What the task asks ::
Transcribe the material word for word, but without the images.

start Data shown

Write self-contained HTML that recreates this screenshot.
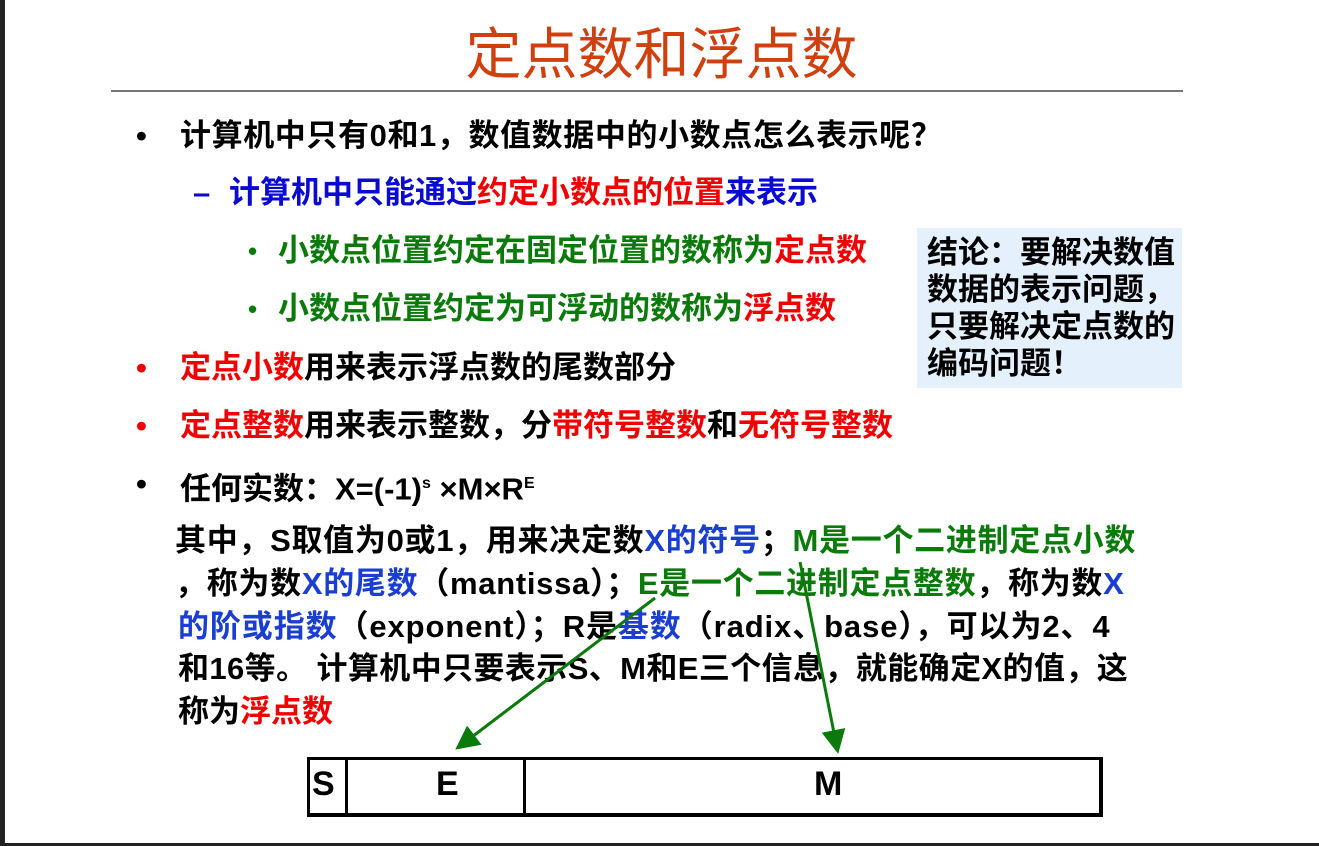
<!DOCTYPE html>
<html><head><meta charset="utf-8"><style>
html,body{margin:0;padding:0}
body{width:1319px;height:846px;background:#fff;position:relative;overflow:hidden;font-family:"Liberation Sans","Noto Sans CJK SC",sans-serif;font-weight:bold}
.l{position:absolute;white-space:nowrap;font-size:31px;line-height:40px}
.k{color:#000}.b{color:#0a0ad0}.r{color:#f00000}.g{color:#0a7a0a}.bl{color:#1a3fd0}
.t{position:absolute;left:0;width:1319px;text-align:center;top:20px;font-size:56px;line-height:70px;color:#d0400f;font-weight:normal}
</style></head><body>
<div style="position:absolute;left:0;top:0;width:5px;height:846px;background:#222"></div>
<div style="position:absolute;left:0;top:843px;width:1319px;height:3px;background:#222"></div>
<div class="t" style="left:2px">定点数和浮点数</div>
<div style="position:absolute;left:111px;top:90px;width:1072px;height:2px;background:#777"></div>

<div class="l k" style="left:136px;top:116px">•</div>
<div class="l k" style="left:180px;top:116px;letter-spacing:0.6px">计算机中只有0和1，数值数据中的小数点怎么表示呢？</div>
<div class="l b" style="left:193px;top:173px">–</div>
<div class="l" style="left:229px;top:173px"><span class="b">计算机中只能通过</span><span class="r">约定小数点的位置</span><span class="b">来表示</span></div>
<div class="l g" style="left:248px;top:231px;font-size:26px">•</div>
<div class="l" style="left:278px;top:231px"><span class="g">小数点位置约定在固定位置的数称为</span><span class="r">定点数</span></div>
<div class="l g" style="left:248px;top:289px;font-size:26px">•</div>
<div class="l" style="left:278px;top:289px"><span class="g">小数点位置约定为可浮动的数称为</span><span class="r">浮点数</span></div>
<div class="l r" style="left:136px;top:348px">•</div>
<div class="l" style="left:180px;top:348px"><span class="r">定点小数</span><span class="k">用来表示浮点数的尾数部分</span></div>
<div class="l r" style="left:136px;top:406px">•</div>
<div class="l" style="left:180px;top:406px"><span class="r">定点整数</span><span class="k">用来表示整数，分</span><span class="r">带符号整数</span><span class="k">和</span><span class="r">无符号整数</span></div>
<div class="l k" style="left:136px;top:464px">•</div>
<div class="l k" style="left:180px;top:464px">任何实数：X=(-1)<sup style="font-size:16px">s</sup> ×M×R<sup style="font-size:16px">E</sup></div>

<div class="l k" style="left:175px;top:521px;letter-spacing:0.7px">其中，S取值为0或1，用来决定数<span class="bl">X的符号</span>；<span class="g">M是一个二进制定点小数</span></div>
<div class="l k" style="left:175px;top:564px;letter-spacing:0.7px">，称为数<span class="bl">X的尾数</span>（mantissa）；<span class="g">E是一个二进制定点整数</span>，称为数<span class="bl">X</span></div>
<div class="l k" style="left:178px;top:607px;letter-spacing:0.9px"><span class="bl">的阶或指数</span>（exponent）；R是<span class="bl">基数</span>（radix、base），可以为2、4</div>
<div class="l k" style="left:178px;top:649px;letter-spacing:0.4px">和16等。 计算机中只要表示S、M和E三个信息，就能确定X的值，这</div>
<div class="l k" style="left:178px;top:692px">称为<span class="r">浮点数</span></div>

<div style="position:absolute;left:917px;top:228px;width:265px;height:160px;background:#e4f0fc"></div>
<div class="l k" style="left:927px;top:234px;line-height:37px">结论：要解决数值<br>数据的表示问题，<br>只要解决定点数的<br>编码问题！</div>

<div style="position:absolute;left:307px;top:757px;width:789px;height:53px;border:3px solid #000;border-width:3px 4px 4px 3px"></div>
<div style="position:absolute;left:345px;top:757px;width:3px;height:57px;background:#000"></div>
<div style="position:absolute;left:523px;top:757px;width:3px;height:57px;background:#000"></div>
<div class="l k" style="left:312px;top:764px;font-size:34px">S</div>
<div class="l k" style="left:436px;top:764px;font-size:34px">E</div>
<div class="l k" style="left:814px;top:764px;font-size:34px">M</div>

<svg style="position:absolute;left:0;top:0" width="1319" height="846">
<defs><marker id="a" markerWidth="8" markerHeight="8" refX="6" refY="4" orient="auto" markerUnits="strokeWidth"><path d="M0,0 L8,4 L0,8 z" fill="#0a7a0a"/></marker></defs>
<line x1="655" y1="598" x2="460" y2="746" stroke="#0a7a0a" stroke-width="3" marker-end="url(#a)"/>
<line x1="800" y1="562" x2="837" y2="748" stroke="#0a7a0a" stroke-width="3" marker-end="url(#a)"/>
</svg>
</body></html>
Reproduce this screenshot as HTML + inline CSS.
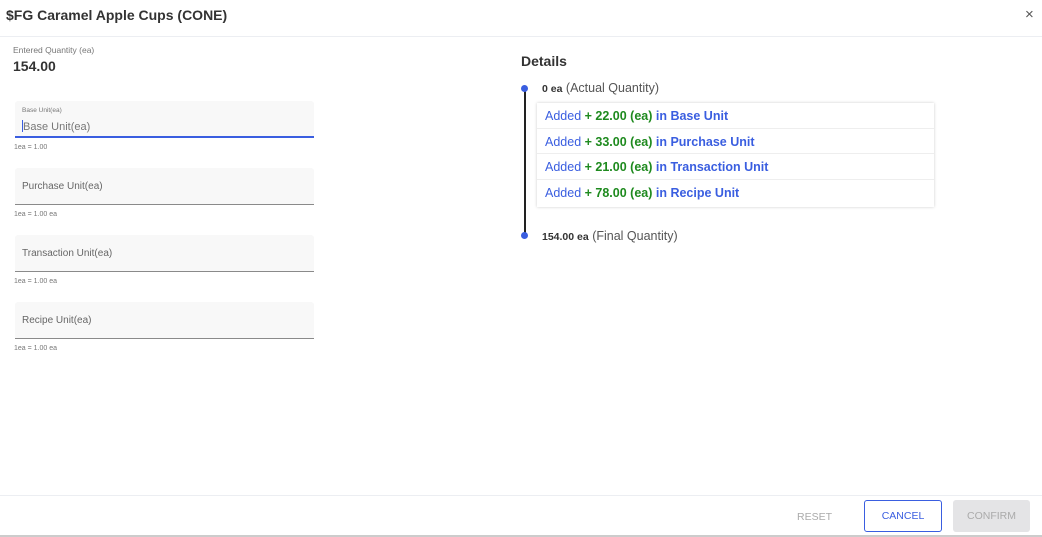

end Data shown

Exercise output ::
Write self-contained HTML that recreates this screenshot.
<!DOCTYPE html>
<html><head><meta charset="utf-8"><style>
html,body{margin:0;padding:0}
body{width:1319px;height:846px;background:#fff;position:relative;overflow:hidden;font-family:"Liberation Sans","Noto Sans CJK SC",sans-serif;font-weight:bold}
.l{position:absolute;white-space:nowrap;font-size:31px;line-height:40px}
.k{color:#000}.b{color:#0a0ad0}.r{color:#f00000}.g{color:#0a7a0a}.bl{color:#1a3fd0}
.t{position:absolute;left:0;width:1319px;text-align:center;top:20px;font-size:56px;line-height:70px;color:#d0400f;font-weight:normal}
</style></head><body>
<div style="position:absolute;left:0;top:0;width:5px;height:846px;background:#222"></div>
<div style="position:absolute;left:0;top:843px;width:1319px;height:3px;background:#222"></div>
<div class="t" style="left:2px">定点数和浮点数</div>
<div style="position:absolute;left:111px;top:90px;width:1072px;height:2px;background:#777"></div>

<div class="l k" style="left:136px;top:116px">•</div>
<div class="l k" style="left:180px;top:116px;letter-spacing:0.6px">计算机中只有0和1，数值数据中的小数点怎么表示呢？</div>
<div class="l b" style="left:193px;top:173px">–</div>
<div class="l" style="left:229px;top:173px"><span class="b">计算机中只能通过</span><span class="r">约定小数点的位置</span><span class="b">来表示</span></div>
<div class="l g" style="left:248px;top:231px;font-size:26px">•</div>
<div class="l" style="left:278px;top:231px"><span class="g">小数点位置约定在固定位置的数称为</span><span class="r">定点数</span></div>
<div class="l g" style="left:248px;top:289px;font-size:26px">•</div>
<div class="l" style="left:278px;top:289px"><span class="g">小数点位置约定为可浮动的数称为</span><span class="r">浮点数</span></div>
<div class="l r" style="left:136px;top:348px">•</div>
<div class="l" style="left:180px;top:348px"><span class="r">定点小数</span><span class="k">用来表示浮点数的尾数部分</span></div>
<div class="l r" style="left:136px;top:406px">•</div>
<div class="l" style="left:180px;top:406px"><span class="r">定点整数</span><span class="k">用来表示整数，分</span><span class="r">带符号整数</span><span class="k">和</span><span class="r">无符号整数</span></div>
<div class="l k" style="left:136px;top:464px">•</div>
<div class="l k" style="left:180px;top:464px">任何实数：X=(-1)<sup style="font-size:16px">s</sup> ×M×R<sup style="font-size:16px">E</sup></div>

<div class="l k" style="left:175px;top:521px;letter-spacing:0.7px">其中，S取值为0或1，用来决定数<span class="bl">X的符号</span>；<span class="g">M是一个二进制定点小数</span></div>
<div class="l k" style="left:175px;top:564px;letter-spacing:0.7px">，称为数<span class="bl">X的尾数</span>（mantissa）；<span class="g">E是一个二进制定点整数</span>，称为数<span class="bl">X</span></div>
<div class="l k" style="left:178px;top:607px;letter-spacing:0.9px"><span class="bl">的阶或指数</span>（exponent）；R是<span class="bl">基数</span>（radix、base），可以为2、4</div>
<div class="l k" style="left:178px;top:649px;letter-spacing:0.4px">和16等。 计算机中只要表示S、M和E三个信息，就能确定X的值，这</div>
<div class="l k" style="left:178px;top:692px">称为<span class="r">浮点数</span></div>

<div style="position:absolute;left:917px;top:228px;width:265px;height:160px;background:#e4f0fc"></div>
<div class="l k" style="left:927px;top:234px;line-height:37px">结论：要解决数值<br>数据的表示问题，<br>只要解决定点数的<br>编码问题！</div>

<div style="position:absolute;left:307px;top:757px;width:789px;height:53px;border:3px solid #000;border-width:3px 4px 4px 3px"></div>
<div style="position:absolute;left:345px;top:757px;width:3px;height:57px;background:#000"></div>
<div style="position:absolute;left:523px;top:757px;width:3px;height:57px;background:#000"></div>
<div class="l k" style="left:312px;top:764px;font-size:34px">S</div>
<div class="l k" style="left:436px;top:764px;font-size:34px">E</div>
<div class="l k" style="left:814px;top:764px;font-size:34px">M</div>

<svg style="position:absolute;left:0;top:0" width="1319" height="846">
<defs><marker id="a" markerWidth="8" markerHeight="8" refX="6" refY="4" orient="auto" markerUnits="strokeWidth"><path d="M0,0 L8,4 L0,8 z" fill="#0a7a0a"/></marker></defs>
<line x1="655" y1="598" x2="460" y2="746" stroke="#0a7a0a" stroke-width="3" marker-end="url(#a)"/>
<line x1="800" y1="562" x2="837" y2="748" stroke="#0a7a0a" stroke-width="3" marker-end="url(#a)"/>
</svg>
</body></html>
Reproduce this screenshot as HTML + inline CSS.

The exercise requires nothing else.